## [DIRECTIVE]
Every record should be repeated exactly, except that pictures are left out.

* START EXERCISE INPUT *

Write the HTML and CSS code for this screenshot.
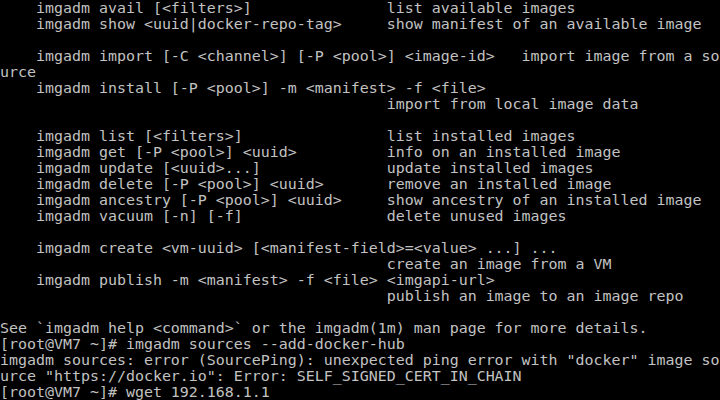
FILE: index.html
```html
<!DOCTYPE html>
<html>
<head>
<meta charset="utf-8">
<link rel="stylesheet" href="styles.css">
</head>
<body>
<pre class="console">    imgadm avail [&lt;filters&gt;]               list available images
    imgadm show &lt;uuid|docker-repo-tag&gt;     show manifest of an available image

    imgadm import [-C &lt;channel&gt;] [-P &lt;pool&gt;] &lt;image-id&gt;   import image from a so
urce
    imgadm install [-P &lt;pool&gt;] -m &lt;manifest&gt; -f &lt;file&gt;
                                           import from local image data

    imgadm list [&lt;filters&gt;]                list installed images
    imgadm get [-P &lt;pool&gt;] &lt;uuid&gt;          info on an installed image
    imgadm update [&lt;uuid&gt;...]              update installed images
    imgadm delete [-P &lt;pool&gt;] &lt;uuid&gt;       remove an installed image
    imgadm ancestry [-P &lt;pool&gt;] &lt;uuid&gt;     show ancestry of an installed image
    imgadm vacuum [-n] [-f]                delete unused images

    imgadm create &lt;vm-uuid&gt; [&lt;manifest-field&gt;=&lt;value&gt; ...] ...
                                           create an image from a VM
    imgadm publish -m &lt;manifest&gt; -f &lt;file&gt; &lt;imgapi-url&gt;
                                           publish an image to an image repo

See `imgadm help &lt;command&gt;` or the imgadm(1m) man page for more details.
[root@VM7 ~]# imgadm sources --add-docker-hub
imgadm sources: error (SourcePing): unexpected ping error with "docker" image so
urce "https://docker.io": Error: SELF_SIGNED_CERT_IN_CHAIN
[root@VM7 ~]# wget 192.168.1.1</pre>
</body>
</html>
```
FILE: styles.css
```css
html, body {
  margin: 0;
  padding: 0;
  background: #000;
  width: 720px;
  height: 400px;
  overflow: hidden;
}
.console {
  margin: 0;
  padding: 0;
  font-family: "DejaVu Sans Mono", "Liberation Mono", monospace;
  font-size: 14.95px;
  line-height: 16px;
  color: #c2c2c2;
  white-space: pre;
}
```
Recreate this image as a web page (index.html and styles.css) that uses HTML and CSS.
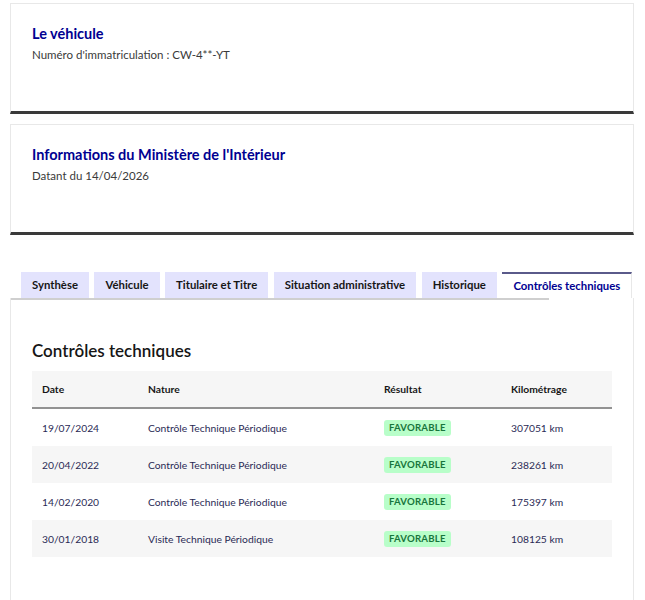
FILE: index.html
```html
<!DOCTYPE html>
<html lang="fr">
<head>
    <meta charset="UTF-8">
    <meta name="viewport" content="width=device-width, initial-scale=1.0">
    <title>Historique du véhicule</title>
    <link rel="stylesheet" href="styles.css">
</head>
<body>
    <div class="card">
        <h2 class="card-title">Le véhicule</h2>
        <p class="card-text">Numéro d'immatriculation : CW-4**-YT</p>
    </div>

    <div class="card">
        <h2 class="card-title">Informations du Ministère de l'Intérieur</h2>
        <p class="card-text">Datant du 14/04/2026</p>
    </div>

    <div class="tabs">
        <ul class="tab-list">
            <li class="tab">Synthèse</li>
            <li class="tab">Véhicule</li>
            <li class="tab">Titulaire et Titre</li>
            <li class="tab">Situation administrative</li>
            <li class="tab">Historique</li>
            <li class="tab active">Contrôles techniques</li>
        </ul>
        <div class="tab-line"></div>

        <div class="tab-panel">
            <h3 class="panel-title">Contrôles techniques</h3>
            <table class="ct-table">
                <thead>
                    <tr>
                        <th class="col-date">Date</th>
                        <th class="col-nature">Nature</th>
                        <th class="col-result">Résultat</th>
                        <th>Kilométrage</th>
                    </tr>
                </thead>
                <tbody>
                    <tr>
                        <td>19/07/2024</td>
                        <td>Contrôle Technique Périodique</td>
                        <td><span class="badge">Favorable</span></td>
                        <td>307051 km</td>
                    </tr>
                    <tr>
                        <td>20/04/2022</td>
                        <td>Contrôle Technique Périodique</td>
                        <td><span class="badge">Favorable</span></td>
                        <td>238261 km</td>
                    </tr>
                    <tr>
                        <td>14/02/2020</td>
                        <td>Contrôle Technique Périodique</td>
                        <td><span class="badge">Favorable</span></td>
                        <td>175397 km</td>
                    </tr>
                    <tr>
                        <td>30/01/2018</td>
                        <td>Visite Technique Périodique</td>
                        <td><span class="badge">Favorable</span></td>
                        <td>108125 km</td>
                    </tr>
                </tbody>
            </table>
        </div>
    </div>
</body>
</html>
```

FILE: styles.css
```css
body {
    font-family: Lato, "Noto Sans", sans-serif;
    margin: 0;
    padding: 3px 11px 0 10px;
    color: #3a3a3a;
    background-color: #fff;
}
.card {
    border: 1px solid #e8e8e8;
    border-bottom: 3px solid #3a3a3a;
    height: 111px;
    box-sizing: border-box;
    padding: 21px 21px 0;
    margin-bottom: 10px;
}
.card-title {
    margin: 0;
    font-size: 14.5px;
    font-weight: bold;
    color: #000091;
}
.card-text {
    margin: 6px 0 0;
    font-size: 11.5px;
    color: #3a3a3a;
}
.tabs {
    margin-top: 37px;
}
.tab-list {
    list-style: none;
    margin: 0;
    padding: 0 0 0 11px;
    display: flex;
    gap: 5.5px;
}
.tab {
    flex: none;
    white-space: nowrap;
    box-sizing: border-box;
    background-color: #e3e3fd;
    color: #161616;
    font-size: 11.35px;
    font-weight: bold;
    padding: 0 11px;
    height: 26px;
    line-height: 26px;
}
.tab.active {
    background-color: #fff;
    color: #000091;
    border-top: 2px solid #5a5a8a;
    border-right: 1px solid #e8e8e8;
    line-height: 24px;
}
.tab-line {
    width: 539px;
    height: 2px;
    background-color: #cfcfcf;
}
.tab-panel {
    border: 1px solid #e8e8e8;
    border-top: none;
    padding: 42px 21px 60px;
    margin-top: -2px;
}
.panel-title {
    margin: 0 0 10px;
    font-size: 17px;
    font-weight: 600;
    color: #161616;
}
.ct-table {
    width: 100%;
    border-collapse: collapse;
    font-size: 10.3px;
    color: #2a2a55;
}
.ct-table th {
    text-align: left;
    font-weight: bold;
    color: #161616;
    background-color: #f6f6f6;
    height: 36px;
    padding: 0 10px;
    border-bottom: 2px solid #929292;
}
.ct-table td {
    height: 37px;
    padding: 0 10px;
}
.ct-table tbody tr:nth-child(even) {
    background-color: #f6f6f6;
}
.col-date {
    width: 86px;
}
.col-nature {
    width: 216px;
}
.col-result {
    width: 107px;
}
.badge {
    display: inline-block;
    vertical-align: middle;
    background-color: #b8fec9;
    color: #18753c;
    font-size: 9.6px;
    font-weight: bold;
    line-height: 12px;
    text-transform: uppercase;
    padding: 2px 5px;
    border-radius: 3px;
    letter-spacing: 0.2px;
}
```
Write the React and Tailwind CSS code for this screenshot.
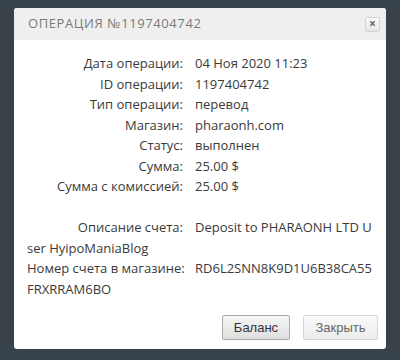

* END EXERCISE INPUT *

## [SOLUTION TO THIS TASK]
Write the HTML and CSS code for this screenshot.
FILE: index.html
```html
<!DOCTYPE html>
<html>
<head>
<meta charset="utf-8">
<link rel="stylesheet" href="styles.css">
</head>
<body>
<pre class="console">    imgadm avail [&lt;filters&gt;]               list available images
    imgadm show &lt;uuid|docker-repo-tag&gt;     show manifest of an available image

    imgadm import [-C &lt;channel&gt;] [-P &lt;pool&gt;] &lt;image-id&gt;   import image from a so
urce
    imgadm install [-P &lt;pool&gt;] -m &lt;manifest&gt; -f &lt;file&gt;
                                           import from local image data

    imgadm list [&lt;filters&gt;]                list installed images
    imgadm get [-P &lt;pool&gt;] &lt;uuid&gt;          info on an installed image
    imgadm update [&lt;uuid&gt;...]              update installed images
    imgadm delete [-P &lt;pool&gt;] &lt;uuid&gt;       remove an installed image
    imgadm ancestry [-P &lt;pool&gt;] &lt;uuid&gt;     show ancestry of an installed image
    imgadm vacuum [-n] [-f]                delete unused images

    imgadm create &lt;vm-uuid&gt; [&lt;manifest-field&gt;=&lt;value&gt; ...] ...
                                           create an image from a VM
    imgadm publish -m &lt;manifest&gt; -f &lt;file&gt; &lt;imgapi-url&gt;
                                           publish an image to an image repo

See `imgadm help &lt;command&gt;` or the imgadm(1m) man page for more details.
[root@VM7 ~]# imgadm sources --add-docker-hub
imgadm sources: error (SourcePing): unexpected ping error with "docker" image so
urce "https://docker.io": Error: SELF_SIGNED_CERT_IN_CHAIN
[root@VM7 ~]# wget 192.168.1.1</pre>
</body>
</html>
```
FILE: styles.css
```css
html, body {
  margin: 0;
  padding: 0;
  background: #000;
  width: 720px;
  height: 400px;
  overflow: hidden;
}
.console {
  margin: 0;
  padding: 0;
  font-family: "DejaVu Sans Mono", "Liberation Mono", monospace;
  font-size: 14.95px;
  line-height: 16px;
  color: #c2c2c2;
  white-space: pre;
}
```
Recreate this image as a web page (index.html and styles.css) that uses HTML and CSS.
FILE: index.html
```html
<!DOCTYPE html>
<html lang="fr">
<head>
    <meta charset="UTF-8">
    <meta name="viewport" content="width=device-width, initial-scale=1.0">
    <title>Historique du véhicule</title>
    <link rel="stylesheet" href="styles.css">
</head>
<body>
    <div class="card">
        <h2 class="card-title">Le véhicule</h2>
        <p class="card-text">Numéro d'immatriculation : CW-4**-YT</p>
    </div>

    <div class="card">
        <h2 class="card-title">Informations du Ministère de l'Intérieur</h2>
        <p class="card-text">Datant du 14/04/2026</p>
    </div>

    <div class="tabs">
        <ul class="tab-list">
            <li class="tab">Synthèse</li>
            <li class="tab">Véhicule</li>
            <li class="tab">Titulaire et Titre</li>
            <li class="tab">Situation administrative</li>
            <li class="tab">Historique</li>
            <li class="tab active">Contrôles techniques</li>
        </ul>
        <div class="tab-line"></div>

        <div class="tab-panel">
            <h3 class="panel-title">Contrôles techniques</h3>
            <table class="ct-table">
                <thead>
                    <tr>
                        <th class="col-date">Date</th>
                        <th class="col-nature">Nature</th>
                        <th class="col-result">Résultat</th>
                        <th>Kilométrage</th>
                    </tr>
                </thead>
                <tbody>
                    <tr>
                        <td>19/07/2024</td>
                        <td>Contrôle Technique Périodique</td>
                        <td><span class="badge">Favorable</span></td>
                        <td>307051 km</td>
                    </tr>
                    <tr>
                        <td>20/04/2022</td>
                        <td>Contrôle Technique Périodique</td>
                        <td><span class="badge">Favorable</span></td>
                        <td>238261 km</td>
                    </tr>
                    <tr>
                        <td>14/02/2020</td>
                        <td>Contrôle Technique Périodique</td>
                        <td><span class="badge">Favorable</span></td>
                        <td>175397 km</td>
                    </tr>
                    <tr>
                        <td>30/01/2018</td>
                        <td>Visite Technique Périodique</td>
                        <td><span class="badge">Favorable</span></td>
                        <td>108125 km</td>
                    </tr>
                </tbody>
            </table>
        </div>
    </div>
</body>
</html>
```

FILE: styles.css
```css
body {
    font-family: Lato, "Noto Sans", sans-serif;
    margin: 0;
    padding: 3px 11px 0 10px;
    color: #3a3a3a;
    background-color: #fff;
}
.card {
    border: 1px solid #e8e8e8;
    border-bottom: 3px solid #3a3a3a;
    height: 111px;
    box-sizing: border-box;
    padding: 21px 21px 0;
    margin-bottom: 10px;
}
.card-title {
    margin: 0;
    font-size: 14.5px;
    font-weight: bold;
    color: #000091;
}
.card-text {
    margin: 6px 0 0;
    font-size: 11.5px;
    color: #3a3a3a;
}
.tabs {
    margin-top: 37px;
}
.tab-list {
    list-style: none;
    margin: 0;
    padding: 0 0 0 11px;
    display: flex;
    gap: 5.5px;
}
.tab {
    flex: none;
    white-space: nowrap;
    box-sizing: border-box;
    background-color: #e3e3fd;
    color: #161616;
    font-size: 11.35px;
    font-weight: bold;
    padding: 0 11px;
    height: 26px;
    line-height: 26px;
}
.tab.active {
    background-color: #fff;
    color: #000091;
    border-top: 2px solid #5a5a8a;
    border-right: 1px solid #e8e8e8;
    line-height: 24px;
}
.tab-line {
    width: 539px;
    height: 2px;
    background-color: #cfcfcf;
}
.tab-panel {
    border: 1px solid #e8e8e8;
    border-top: none;
    padding: 42px 21px 60px;
    margin-top: -2px;
}
.panel-title {
    margin: 0 0 10px;
    font-size: 17px;
    font-weight: 600;
    color: #161616;
}
.ct-table {
    width: 100%;
    border-collapse: collapse;
    font-size: 10.3px;
    color: #2a2a55;
}
.ct-table th {
    text-align: left;
    font-weight: bold;
    color: #161616;
    background-color: #f6f6f6;
    height: 36px;
    padding: 0 10px;
    border-bottom: 2px solid #929292;
}
.ct-table td {
    height: 37px;
    padding: 0 10px;
}
.ct-table tbody tr:nth-child(even) {
    background-color: #f6f6f6;
}
.col-date {
    width: 86px;
}
.col-nature {
    width: 216px;
}
.col-result {
    width: 107px;
}
.badge {
    display: inline-block;
    vertical-align: middle;
    background-color: #b8fec9;
    color: #18753c;
    font-size: 9.6px;
    font-weight: bold;
    line-height: 12px;
    text-transform: uppercase;
    padding: 2px 5px;
    border-radius: 3px;
    letter-spacing: 0.2px;
}
```
Write the React and Tailwind CSS code for this screenshot.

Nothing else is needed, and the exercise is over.